4 Tbs. butter, room temp.
1/2 cup crushed graham cracker crumbs
4 c. powdered sugar
10 oz. chocolate chips
1/2 tsp. coconut oil
1/2 tsp. vanilla
7 oz. shredded sweetened coconut
50 (or so) roasted salted almonds (enough to put in each bon bon)
In large bowl, mix cream cheese, butter, and vanilla, together until combined
Add graham cracker crumbs and mix well
Add in powdered sugar, 1 c. at a time until blended
Mix in the shredded coconut
Cover and chill in freezer for 10 min.
Line two cookie sheets with wax paper
Bring batter out of freezer and scoop a spoonful into palm of hand. Roll into small balls and insert an almond in each ball
Place cream cheese balls onto the wax paper lined cookie sheet about 2- 3 in. apart
When sheet is full, place into freezer to chill and start on the second cookie sheet
While cookie sheets are in freezer chilling, place chocolate chips in small bowl with 1/2 tsp. of coconut oil
Heat chocolate chips and coconut oil in microwave stirring every 15 sec. for about 1 min. total until chocolate is melted
Dip the cream cheese balls into the chocolate, covering completely
With a teaspoon or fork, lift chocolate covered bon bon out of the chocolate and onto the lined cookie sheet again
Chill in freezer until chocolate has set, then store in refrigerator until served for best results
Cajeta Casera by Carole Bennett
About Carole: I and my family live on 40 acres in Parker, Colorado, which is southeast of Denver, on the high prairie (about 6500 feet above sea level). We raise Nubian, Alpine and Saanen dairy goats. We currently have about 50, and we’re milking 12. We started with the goats about 10 years ago, as a 4-H project. I soon had more milk than I knew what to do with, and began making cheese. I make all kinds of cheese (using only raw goat milk), plus yogurt, kefir, chevre and cajeta. (I especially like to make cajeta this time of year, because it makes a great holiday gift.) I love making cheese, and find that there’s always much more to learn.
Carole’s Cajeta Casera
1 gallon goat’s milk, pasteurized or raw (can also use part or all cow’s milk, but goat’s milk is traditional)
5 cups dark brown sugar
1-2 tablespoons vanilla extract
1 teaspoon baking soda
Combine all ingredients in a large pot, and bring to a simmer over medium heat, stirring occasionally. Simmer for about 5-6 hours, so that the liquid is reduced. It will be darker and thicker. You may need to reduce the heat, to keep it simmering, but you do not want a rolling boil. Be sure to keep stirring occasionally, to keep the texture even throughout.

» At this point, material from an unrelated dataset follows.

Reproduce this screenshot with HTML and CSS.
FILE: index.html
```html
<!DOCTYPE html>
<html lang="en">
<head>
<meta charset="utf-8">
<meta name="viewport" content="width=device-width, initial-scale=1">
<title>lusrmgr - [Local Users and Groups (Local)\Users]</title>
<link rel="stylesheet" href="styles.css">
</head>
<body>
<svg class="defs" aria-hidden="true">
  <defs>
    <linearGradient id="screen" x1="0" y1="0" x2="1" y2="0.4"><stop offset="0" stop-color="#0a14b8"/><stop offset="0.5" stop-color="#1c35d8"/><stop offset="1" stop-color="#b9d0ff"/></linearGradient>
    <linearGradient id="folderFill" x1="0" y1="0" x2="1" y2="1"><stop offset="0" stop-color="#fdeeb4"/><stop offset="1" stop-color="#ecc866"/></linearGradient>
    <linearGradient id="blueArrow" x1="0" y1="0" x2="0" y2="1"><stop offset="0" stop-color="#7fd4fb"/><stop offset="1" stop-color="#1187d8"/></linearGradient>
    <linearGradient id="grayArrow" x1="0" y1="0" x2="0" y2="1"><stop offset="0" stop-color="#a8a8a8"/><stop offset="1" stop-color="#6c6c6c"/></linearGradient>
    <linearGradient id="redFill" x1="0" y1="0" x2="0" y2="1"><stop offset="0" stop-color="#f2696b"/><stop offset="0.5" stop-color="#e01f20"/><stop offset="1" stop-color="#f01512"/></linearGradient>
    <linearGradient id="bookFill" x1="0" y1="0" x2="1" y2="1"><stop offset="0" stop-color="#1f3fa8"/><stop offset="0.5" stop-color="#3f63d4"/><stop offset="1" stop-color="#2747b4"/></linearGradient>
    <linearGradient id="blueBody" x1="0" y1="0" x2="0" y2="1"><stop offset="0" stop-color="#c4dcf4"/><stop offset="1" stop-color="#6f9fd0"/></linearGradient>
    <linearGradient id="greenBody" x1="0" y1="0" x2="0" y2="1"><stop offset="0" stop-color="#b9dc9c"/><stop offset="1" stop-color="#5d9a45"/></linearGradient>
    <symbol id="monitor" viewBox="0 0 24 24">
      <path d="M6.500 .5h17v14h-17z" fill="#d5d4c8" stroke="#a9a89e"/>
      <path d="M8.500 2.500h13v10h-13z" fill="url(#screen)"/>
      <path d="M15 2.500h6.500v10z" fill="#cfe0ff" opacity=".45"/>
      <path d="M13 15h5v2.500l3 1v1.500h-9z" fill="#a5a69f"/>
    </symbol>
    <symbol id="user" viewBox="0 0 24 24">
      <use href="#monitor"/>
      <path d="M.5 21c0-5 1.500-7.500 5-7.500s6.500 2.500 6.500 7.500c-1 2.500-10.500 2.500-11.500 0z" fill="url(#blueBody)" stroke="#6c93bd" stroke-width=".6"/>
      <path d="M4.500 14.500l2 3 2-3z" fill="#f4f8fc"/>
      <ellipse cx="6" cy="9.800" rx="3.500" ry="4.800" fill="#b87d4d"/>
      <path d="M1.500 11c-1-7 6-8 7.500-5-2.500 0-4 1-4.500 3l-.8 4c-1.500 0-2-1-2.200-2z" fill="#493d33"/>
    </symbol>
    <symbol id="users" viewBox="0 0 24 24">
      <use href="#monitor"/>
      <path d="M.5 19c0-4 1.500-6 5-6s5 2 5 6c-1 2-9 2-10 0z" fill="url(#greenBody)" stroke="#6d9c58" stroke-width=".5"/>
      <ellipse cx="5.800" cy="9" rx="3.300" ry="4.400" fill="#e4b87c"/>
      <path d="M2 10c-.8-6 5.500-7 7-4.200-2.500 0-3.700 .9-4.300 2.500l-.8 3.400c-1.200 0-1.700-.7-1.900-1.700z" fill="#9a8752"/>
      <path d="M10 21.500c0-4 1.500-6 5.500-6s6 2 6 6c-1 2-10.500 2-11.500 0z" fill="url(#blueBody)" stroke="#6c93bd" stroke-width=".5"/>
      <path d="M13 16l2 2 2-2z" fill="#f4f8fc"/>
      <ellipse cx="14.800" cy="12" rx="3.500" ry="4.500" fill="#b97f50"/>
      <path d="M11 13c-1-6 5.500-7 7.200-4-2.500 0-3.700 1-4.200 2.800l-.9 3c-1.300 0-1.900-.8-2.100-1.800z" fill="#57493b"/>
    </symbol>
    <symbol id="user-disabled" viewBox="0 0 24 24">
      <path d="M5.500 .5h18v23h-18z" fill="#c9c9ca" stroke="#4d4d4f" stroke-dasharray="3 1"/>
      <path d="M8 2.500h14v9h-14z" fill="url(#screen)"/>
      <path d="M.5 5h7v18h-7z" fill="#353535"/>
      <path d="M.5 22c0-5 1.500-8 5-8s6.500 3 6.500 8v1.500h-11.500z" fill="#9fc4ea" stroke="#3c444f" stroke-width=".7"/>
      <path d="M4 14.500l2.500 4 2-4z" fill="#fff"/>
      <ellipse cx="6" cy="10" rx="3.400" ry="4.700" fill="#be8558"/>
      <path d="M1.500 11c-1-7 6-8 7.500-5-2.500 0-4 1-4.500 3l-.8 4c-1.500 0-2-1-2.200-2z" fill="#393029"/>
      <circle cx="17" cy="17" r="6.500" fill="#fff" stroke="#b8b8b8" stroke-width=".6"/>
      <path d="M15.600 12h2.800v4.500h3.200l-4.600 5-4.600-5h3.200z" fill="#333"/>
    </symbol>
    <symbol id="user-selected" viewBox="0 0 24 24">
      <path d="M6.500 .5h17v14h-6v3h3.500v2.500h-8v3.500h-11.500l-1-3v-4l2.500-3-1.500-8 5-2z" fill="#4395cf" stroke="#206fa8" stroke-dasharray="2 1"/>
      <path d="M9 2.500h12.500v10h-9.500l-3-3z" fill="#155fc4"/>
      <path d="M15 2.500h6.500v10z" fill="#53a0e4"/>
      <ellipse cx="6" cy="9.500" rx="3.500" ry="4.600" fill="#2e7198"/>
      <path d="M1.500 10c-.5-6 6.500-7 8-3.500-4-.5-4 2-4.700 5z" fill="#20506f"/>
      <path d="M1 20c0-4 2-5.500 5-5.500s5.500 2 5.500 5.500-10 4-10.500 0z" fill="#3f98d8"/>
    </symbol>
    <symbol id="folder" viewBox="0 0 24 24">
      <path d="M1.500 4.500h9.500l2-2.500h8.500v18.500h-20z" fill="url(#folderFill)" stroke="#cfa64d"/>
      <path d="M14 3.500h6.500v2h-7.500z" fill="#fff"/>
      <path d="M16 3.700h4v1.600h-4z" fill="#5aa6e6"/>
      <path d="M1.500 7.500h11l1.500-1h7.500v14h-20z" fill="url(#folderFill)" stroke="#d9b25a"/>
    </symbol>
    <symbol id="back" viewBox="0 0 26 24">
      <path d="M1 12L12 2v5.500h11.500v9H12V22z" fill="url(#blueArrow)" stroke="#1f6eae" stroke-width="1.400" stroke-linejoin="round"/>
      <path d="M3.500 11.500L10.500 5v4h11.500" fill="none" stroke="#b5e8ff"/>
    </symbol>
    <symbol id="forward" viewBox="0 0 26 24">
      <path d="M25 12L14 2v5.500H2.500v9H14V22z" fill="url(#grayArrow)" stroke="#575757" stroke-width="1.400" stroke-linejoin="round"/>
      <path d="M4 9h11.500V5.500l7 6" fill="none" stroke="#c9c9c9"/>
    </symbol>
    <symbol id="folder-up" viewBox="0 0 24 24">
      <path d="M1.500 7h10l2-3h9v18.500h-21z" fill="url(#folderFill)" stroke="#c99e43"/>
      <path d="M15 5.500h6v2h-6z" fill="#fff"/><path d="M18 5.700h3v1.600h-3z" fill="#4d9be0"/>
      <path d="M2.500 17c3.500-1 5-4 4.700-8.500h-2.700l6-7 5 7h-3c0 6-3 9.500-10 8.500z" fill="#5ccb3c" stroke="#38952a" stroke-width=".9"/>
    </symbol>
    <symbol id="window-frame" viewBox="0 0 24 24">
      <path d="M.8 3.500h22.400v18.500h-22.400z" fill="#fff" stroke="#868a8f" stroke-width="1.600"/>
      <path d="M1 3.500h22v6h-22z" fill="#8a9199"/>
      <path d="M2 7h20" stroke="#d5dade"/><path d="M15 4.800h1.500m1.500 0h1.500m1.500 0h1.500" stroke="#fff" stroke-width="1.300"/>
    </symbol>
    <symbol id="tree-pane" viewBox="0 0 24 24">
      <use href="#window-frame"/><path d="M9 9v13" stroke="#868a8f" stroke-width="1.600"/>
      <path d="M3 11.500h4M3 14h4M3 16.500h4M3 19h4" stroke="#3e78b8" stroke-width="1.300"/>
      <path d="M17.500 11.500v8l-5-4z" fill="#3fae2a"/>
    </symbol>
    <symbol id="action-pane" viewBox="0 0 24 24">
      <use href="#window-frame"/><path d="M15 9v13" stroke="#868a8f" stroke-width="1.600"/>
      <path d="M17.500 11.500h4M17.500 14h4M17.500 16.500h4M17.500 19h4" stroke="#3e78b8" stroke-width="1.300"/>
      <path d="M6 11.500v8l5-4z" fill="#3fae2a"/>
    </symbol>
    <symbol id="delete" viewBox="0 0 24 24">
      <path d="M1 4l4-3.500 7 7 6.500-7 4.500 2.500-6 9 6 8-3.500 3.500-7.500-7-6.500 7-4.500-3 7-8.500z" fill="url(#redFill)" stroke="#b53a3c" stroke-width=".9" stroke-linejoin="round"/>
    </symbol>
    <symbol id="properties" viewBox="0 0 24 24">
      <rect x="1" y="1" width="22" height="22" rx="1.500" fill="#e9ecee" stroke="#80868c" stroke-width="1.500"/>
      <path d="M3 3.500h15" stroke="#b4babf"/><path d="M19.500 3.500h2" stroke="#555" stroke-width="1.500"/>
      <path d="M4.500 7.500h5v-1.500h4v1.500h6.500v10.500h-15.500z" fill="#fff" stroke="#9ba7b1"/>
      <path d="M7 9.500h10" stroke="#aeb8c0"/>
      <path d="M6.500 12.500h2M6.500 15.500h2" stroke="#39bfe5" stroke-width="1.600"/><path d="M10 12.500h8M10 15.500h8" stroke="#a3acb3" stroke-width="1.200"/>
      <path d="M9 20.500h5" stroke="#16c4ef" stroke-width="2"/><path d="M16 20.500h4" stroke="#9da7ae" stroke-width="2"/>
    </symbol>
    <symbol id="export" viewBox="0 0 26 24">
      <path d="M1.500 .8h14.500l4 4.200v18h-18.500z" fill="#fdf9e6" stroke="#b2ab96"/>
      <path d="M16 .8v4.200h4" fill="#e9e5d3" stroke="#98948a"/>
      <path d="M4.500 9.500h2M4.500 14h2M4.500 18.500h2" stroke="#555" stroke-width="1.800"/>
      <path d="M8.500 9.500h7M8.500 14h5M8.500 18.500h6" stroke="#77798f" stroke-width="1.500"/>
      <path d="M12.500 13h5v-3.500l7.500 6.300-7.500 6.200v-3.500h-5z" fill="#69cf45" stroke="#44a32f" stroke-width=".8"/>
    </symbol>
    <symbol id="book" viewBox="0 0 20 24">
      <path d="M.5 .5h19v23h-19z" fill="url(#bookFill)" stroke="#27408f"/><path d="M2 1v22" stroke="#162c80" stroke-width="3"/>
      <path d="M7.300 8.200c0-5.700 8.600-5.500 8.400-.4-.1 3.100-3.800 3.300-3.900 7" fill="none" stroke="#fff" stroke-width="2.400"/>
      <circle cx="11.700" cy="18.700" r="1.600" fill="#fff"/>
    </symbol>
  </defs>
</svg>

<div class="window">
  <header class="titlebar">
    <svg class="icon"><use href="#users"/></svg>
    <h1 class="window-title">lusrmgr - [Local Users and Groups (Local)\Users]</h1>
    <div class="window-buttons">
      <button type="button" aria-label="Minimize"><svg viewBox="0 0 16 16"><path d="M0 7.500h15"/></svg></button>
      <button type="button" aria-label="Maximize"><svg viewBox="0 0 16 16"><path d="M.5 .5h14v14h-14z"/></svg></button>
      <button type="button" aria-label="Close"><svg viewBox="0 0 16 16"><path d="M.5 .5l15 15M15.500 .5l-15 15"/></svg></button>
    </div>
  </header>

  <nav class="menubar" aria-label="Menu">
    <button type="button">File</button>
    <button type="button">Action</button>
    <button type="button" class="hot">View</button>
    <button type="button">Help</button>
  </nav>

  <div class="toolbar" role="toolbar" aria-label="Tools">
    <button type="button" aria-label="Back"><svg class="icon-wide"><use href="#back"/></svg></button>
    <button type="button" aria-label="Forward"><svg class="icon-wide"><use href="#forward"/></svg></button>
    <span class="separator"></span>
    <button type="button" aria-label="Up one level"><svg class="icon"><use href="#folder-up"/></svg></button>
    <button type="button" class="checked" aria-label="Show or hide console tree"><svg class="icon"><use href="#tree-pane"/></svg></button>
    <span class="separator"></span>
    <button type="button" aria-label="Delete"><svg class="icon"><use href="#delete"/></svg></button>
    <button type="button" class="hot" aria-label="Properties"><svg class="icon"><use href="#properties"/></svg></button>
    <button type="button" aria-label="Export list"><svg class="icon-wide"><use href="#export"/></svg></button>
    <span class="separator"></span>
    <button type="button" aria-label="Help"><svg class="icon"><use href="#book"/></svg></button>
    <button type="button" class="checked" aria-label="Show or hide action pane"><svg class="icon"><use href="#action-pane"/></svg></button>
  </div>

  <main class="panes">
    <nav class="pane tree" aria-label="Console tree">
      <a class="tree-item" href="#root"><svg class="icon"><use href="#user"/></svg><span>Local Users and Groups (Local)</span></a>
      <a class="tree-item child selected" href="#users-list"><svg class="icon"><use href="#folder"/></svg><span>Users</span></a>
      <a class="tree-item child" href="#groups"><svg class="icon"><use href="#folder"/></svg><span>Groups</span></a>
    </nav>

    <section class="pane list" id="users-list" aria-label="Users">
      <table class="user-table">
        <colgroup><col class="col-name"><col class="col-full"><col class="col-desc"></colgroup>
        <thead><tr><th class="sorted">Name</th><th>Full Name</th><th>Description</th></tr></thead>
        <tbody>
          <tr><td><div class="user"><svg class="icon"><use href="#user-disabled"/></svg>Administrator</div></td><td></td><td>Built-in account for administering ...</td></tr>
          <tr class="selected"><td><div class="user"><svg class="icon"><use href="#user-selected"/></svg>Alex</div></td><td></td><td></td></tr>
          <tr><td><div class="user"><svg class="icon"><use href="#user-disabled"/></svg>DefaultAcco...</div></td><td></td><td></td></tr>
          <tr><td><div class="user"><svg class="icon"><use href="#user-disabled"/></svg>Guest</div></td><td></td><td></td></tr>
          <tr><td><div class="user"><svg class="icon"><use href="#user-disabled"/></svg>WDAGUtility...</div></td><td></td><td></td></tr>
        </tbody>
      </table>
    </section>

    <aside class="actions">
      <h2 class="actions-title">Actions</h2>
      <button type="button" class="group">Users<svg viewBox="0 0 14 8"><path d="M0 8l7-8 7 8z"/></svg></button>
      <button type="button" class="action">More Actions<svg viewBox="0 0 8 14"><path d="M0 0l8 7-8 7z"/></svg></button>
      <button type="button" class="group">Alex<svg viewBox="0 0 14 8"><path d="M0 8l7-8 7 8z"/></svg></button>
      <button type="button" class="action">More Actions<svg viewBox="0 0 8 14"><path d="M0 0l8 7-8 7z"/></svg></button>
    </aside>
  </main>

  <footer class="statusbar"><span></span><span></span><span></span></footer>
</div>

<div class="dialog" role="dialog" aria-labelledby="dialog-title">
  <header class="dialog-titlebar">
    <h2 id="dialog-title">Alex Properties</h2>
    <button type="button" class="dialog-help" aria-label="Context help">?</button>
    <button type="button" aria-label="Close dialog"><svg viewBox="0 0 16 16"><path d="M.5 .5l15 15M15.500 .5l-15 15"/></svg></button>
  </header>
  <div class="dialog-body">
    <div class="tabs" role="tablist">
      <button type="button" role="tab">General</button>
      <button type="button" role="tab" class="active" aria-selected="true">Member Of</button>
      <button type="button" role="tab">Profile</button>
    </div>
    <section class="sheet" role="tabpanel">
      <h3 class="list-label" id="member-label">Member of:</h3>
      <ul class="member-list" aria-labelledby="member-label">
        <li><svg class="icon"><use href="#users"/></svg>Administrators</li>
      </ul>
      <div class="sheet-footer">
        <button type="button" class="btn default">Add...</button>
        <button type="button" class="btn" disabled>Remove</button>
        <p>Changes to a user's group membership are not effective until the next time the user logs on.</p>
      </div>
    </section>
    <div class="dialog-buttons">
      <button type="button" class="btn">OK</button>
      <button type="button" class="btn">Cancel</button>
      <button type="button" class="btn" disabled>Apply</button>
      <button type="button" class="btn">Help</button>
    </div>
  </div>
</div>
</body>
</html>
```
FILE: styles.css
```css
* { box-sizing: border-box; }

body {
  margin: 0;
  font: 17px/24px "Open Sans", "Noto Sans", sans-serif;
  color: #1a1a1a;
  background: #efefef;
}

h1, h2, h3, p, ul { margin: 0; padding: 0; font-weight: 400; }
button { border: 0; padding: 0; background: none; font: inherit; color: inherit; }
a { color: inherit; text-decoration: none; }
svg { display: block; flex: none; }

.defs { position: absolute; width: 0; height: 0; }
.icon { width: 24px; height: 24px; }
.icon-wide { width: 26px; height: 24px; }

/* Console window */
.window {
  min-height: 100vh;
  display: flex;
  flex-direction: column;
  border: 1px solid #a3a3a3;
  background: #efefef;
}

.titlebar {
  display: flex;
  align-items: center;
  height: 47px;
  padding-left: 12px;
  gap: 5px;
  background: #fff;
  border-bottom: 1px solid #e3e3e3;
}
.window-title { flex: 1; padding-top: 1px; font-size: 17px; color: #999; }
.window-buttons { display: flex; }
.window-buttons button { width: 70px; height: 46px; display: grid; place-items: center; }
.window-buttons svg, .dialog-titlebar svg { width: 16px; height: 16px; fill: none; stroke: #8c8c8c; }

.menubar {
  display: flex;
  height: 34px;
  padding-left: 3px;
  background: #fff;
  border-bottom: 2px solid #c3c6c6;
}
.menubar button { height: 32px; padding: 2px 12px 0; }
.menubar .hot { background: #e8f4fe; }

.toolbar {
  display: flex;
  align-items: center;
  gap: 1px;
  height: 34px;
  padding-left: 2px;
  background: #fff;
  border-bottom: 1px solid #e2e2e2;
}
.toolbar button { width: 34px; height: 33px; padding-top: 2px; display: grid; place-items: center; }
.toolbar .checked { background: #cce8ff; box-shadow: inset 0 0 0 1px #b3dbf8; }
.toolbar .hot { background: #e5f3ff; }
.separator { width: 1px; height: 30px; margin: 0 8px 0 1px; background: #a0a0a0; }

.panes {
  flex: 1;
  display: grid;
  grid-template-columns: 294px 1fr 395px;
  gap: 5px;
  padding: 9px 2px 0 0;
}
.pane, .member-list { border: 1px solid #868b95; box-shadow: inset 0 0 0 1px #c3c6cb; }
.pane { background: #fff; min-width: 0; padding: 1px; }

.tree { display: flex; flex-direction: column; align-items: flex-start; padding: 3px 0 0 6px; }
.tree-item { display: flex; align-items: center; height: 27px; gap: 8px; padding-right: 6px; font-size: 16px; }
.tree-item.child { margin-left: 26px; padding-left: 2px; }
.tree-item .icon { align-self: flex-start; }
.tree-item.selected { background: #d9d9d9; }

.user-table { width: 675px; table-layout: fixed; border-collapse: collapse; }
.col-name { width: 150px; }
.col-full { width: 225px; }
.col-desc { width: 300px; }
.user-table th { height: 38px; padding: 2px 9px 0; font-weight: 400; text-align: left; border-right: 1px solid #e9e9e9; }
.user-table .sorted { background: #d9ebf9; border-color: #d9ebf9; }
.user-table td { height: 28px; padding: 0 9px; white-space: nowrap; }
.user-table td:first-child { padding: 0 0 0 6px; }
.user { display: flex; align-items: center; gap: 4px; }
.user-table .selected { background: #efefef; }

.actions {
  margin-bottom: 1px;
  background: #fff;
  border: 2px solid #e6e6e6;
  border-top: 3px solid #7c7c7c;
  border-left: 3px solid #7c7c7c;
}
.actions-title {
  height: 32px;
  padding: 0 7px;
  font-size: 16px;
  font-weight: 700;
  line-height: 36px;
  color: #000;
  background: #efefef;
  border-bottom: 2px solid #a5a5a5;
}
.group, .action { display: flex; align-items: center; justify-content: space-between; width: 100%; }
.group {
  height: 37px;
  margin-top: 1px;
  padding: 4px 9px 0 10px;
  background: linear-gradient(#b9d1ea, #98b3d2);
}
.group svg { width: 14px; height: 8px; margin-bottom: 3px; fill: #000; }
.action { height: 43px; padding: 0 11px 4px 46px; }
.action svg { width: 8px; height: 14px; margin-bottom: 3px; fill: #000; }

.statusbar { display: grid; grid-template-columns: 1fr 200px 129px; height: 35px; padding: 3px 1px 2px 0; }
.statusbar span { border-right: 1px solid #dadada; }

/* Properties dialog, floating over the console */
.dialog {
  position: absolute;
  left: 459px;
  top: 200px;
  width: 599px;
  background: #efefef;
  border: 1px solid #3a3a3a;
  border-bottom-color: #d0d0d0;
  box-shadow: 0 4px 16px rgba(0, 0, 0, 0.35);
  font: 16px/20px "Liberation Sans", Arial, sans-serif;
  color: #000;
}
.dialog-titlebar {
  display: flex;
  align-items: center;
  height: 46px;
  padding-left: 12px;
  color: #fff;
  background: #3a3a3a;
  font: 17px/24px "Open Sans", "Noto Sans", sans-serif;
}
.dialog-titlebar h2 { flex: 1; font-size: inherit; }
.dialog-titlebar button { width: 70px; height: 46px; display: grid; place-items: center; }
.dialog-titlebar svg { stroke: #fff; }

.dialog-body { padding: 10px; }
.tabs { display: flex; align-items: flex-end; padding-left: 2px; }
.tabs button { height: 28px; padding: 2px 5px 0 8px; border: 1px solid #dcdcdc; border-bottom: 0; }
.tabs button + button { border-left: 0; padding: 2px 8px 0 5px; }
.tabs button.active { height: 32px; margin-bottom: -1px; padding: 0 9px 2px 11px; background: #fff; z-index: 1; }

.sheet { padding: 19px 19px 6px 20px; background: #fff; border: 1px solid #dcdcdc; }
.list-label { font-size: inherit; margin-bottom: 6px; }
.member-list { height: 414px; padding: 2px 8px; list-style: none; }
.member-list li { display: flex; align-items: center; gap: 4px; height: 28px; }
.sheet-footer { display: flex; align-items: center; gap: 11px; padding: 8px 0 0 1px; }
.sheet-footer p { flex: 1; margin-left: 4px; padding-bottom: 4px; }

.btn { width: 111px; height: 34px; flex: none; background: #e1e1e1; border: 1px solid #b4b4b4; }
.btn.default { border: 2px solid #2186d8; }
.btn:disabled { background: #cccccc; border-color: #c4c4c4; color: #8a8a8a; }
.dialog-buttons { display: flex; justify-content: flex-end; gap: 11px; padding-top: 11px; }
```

It’s important to know when the cajeta is ready. It will be thick and caramel-brown in color. When you pull your spoon through the mixture, you should see a trail revealing the bottom of the pot that the cajeta fills in slowly. You will also see a residue on the sides of the pot where the cajeta has cooked down (fudgy and delicious!).
At this point, turn off the heat and let the cajeta cool down. It will get even thicker as it cools.
Pour into glass jars (I use pint size jars) with a tight lid. They will keep a long time in the refrigerator, up to six months. (It makes a great gift.)
One final note: Making this in bigger batches doesn’t really work. It just doesn’t thicken right if you use more than a gallon at a time. However, you can use smaller amounts. Just adjust the ingredients accordingly.